Medline - The Edge (My Bags)
Medline and I go back to 2013 and he hasn’t let me down in all that time. A multi-instrumentalist with tight production chops and a love for old school and golden age hip hop, he’s been fusing original compositions with some heartfelt tributes to the hip hop greats and the records that they sampled for a while.
A lot of the big samples in the early days from came from relatively easy to find reasonably priced records, but as the art of sampling developed so did the search for unique breaks - rare Italian jazz, obscure library music and off into other genres well detached from the original soul, jazz and funk favourites.
With this new collection Medline has covered the holy grail end of the digging spectrum, those tunes that sit on the walls of well stocked record stores for three figure sums and that every digger hopes to unearth for a dollar at a thrift store.
Don’t ask me what the originals tracks are - they’re out of my budget and scope, but just kick back and sink into these beautifully crafted, cinematic, jazzy and funktified interpretations, and keep half an ear open for those magic moments that were transformed into some of your favourite hip hop bangers.
Sam Grassie - Jarabi, Winter has Gone (Self Release)
Sam Grassie is a nomadic fingerstyle folk guitarist from Glasgow.

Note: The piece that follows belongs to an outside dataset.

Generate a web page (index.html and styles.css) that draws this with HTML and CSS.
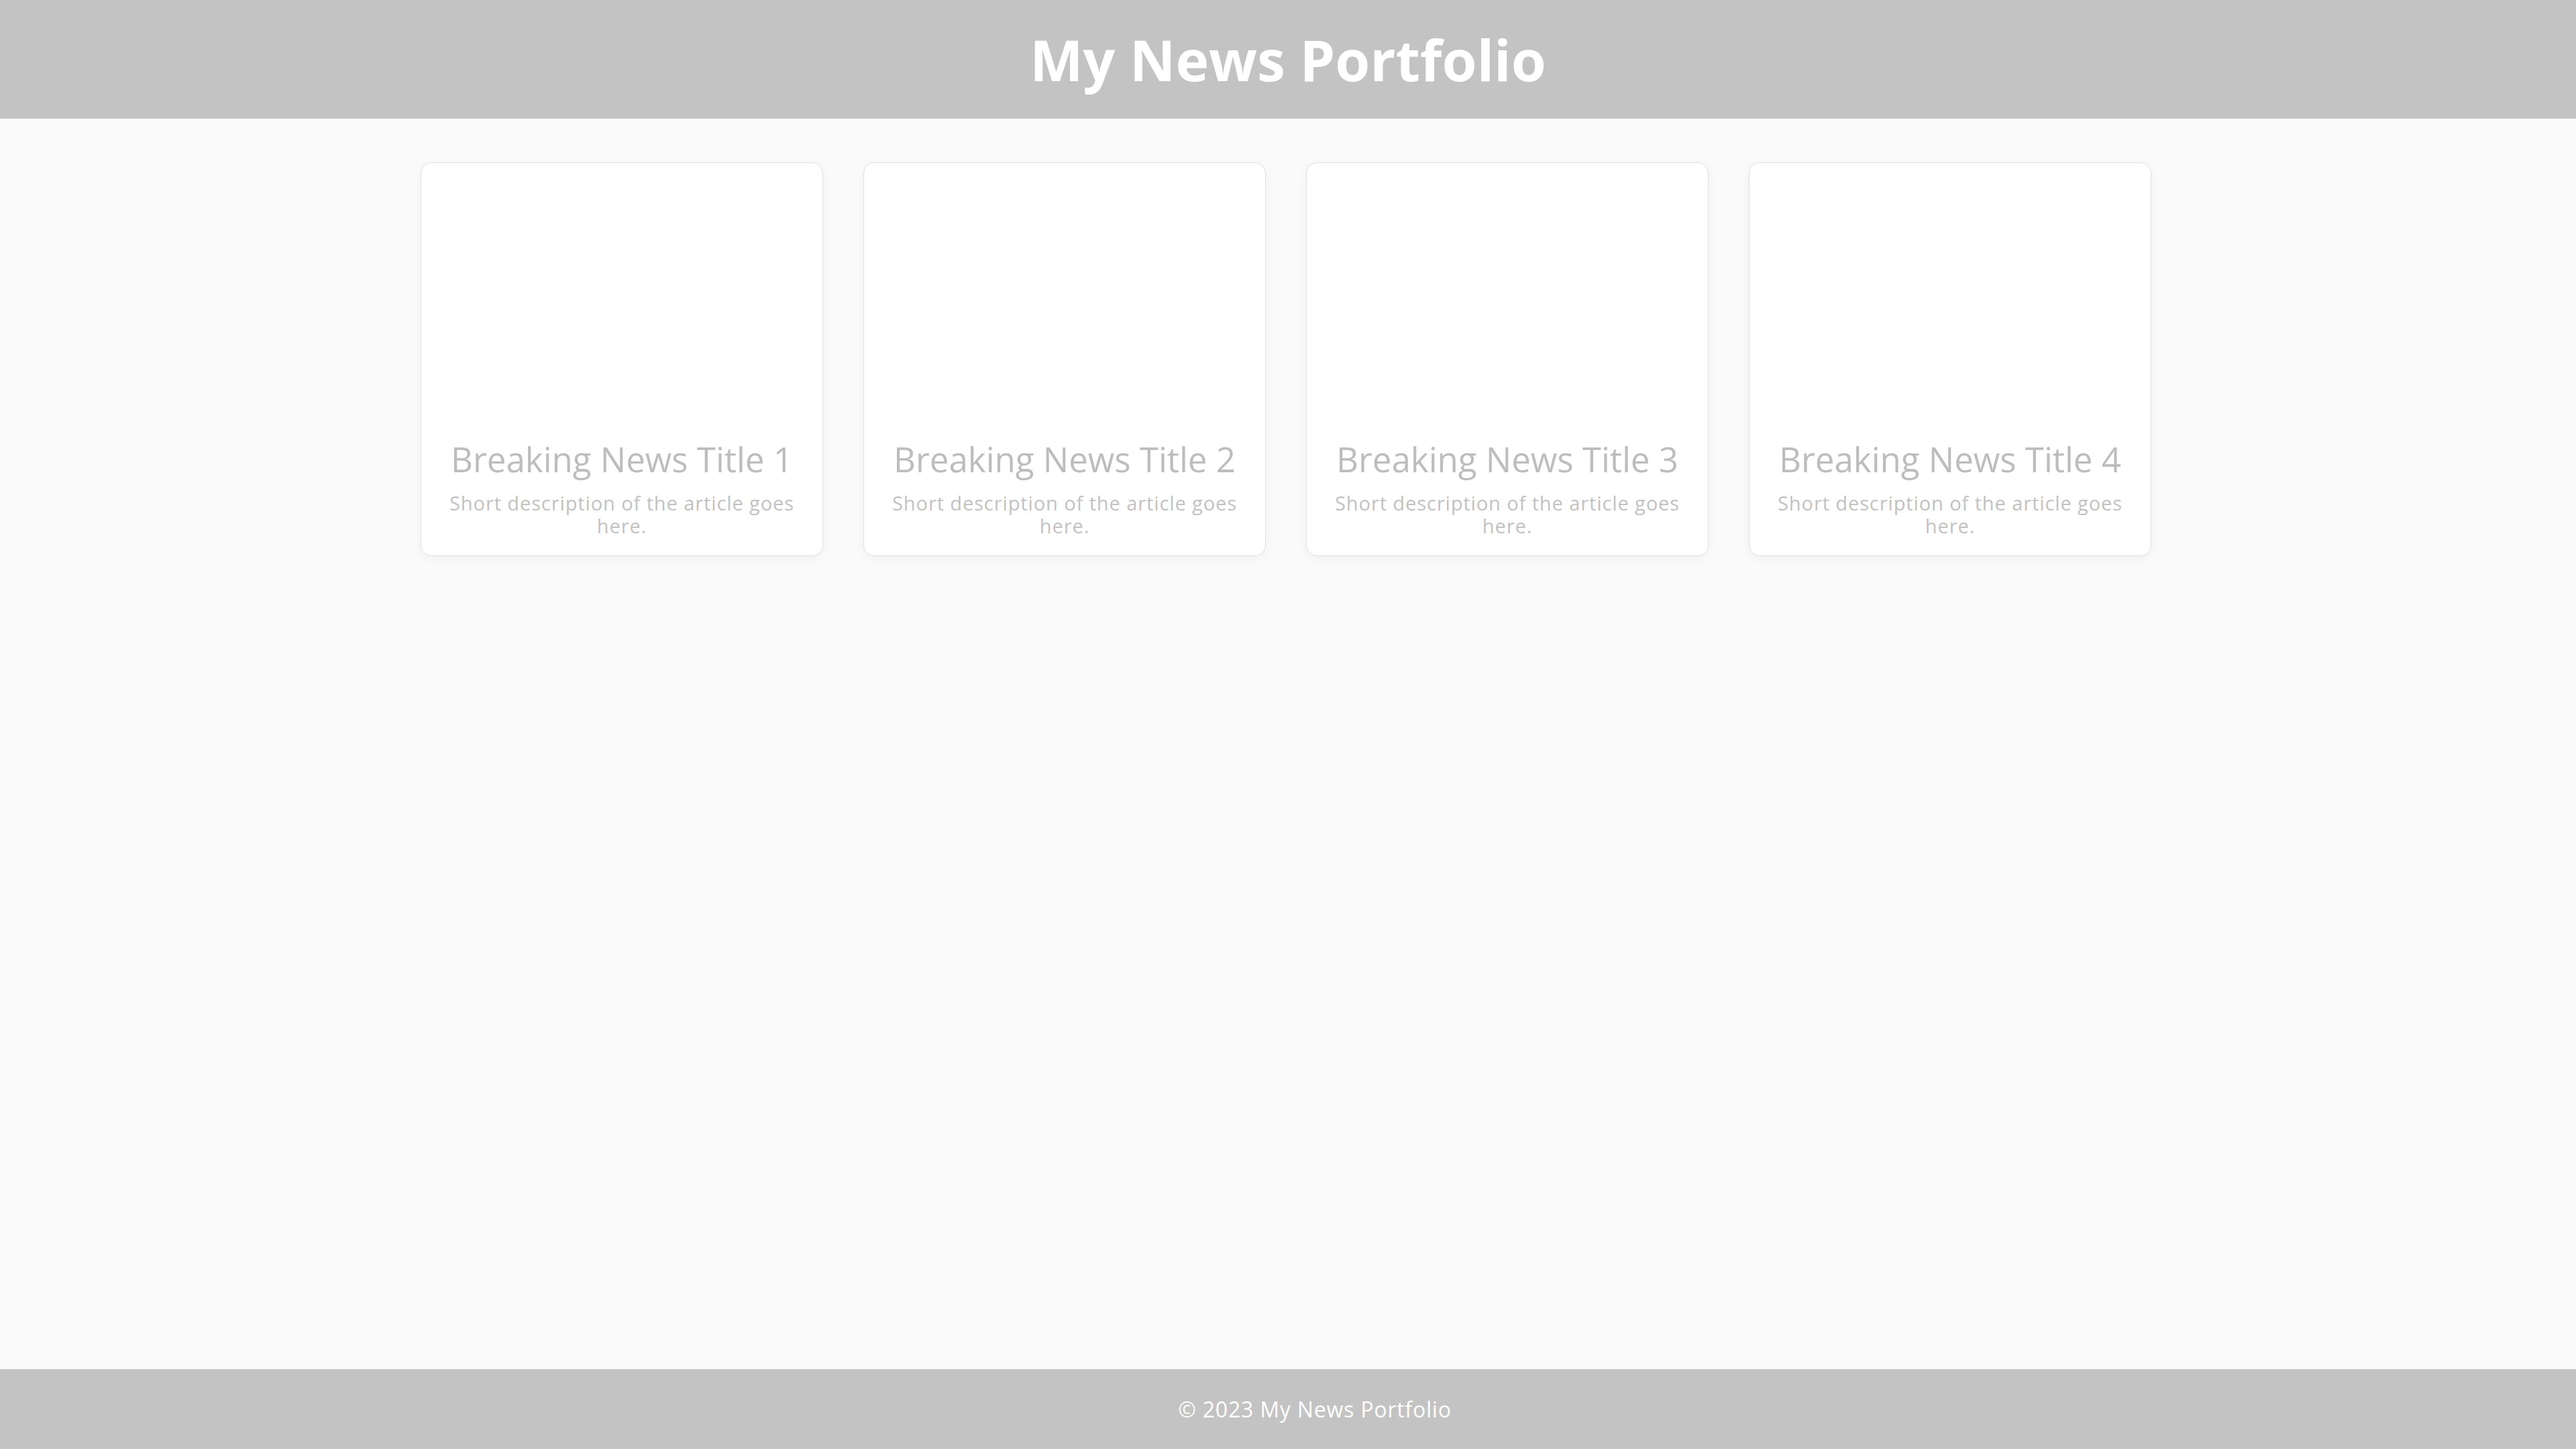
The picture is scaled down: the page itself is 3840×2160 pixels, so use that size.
FILE: index.html
```html
<!DOCTYPE html>
<html lang="en">
<head>
<meta charset="utf-8">
<title>My News Portfolio</title>
<link rel="stylesheet" href="styles.css">
</head>
<body>
<header class="site-header">
  <h1 class="site-title">My News Portfolio</h1>
</header>
<main class="content">
  <section class="grid">
    <article class="card">
      <div class="thumb"></div>
      <div class="card-body">
        <h2 class="card-title">Breaking News Title 1</h2>
        <p class="card-text">Short description of the article goes here.</p>
      </div>
    </article>
    <article class="card">
      <div class="thumb"></div>
      <div class="card-body">
        <h2 class="card-title">Breaking News Title 2</h2>
        <p class="card-text">Short description of the article goes here.</p>
      </div>
    </article>
    <article class="card">
      <div class="thumb"></div>
      <div class="card-body">
        <h2 class="card-title">Breaking News Title 3</h2>
        <p class="card-text">Short description of the article goes here.</p>
      </div>
    </article>
    <article class="card">
      <div class="thumb"></div>
      <div class="card-body">
        <h2 class="card-title">Breaking News Title 4</h2>
        <p class="card-text">Short description of the article goes here.</p>
      </div>
    </article>
  </section>
</main>
<footer class="site-footer">
  <p class="footer-text">&copy; 2023 My News Portfolio</p>
</footer>
</body>
</html>
```
FILE: styles.css
```css
* { box-sizing: border-box; }

html, body {
  margin: 0;
  padding: 0;
}

body {
  min-height: 100vh;
  display: flex;
  flex-direction: column;
  background: #fafafa;
  font-family: "Open Sans", "DejaVu Sans", sans-serif;
  color: #c0c0c0;
}

.site-header {
  background: #c3c3c3;
  height: 177px;
  display: flex;
  align-items: center;
  justify-content: center;
}

.site-title {
  margin: 0;
  color: #ffffff;
  font-size: 84px;
  font-weight: 700;
  line-height: 1;
}

.content {
  flex: 1;
  padding: 65px 0;
}

.grid {
  display: grid;
  grid-template-columns: repeat(4, 600px);
  gap: 60px;
  justify-content: center;
  align-items: start;
  margin-right: 6px;
}

.card {
  background: #ffffff;
  border: 1px solid #e0e0e0;
  border-radius: 16px;
  box-shadow: 0 4px 16px rgba(0, 0, 0, 0.04);
  overflow: hidden;
  height: 587px;
  display: flex;
  flex-direction: column;
}

.thumb {
  height: 410px;
  flex: none;
}

.card-body {
  padding: 0 36px 20px;
  text-align: center;
}

.card-title {
  margin: 0 0 18px;
  font-size: 51px;
  font-weight: 400;
  line-height: 62px;
  color: #bdbdbd;
}

.card-text {
  margin: 0;
  font-size: 29px;
  line-height: 34px;
  letter-spacing: 0.9px;
  color: #c2c2c2;
}

.site-footer {
  background: #c3c3c3;
  height: 119px;
  padding: 0 0 0 80px;
  display: flex;
  align-items: center;
  justify-content: center;
}

.footer-text {
  margin: 0;
  color: #ffffff;
  font-size: 32px;
  letter-spacing: 0.8px;
}
```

I first came across him as part of the sadly short lived Avocet, who TSMM supported and even persuaded to provide a track for my well received Future Folk compilation, which even got props in The Guardian newspaper - tip!
This EP is part of his solo evolution and quite the surprise. Out of nowhere he’s invited some Malian blues to his normally more Celtic rooted party, aided by his old Avocet pal Iona Zajac, Joshua Cobb on bass and also surprisingly, the young forward looking jazz drummer Moses Boyd.
The single is a joyous, beautifully played folk fusion tune and further confirmation that Grassie is a talent on his way up the folk ladder. If in doubt just ask Ryley Walker, who he toured around the UK with in January.
Loving the album from Nyron Higor. It has a warmth to it that reminds me of albums from the 1970s.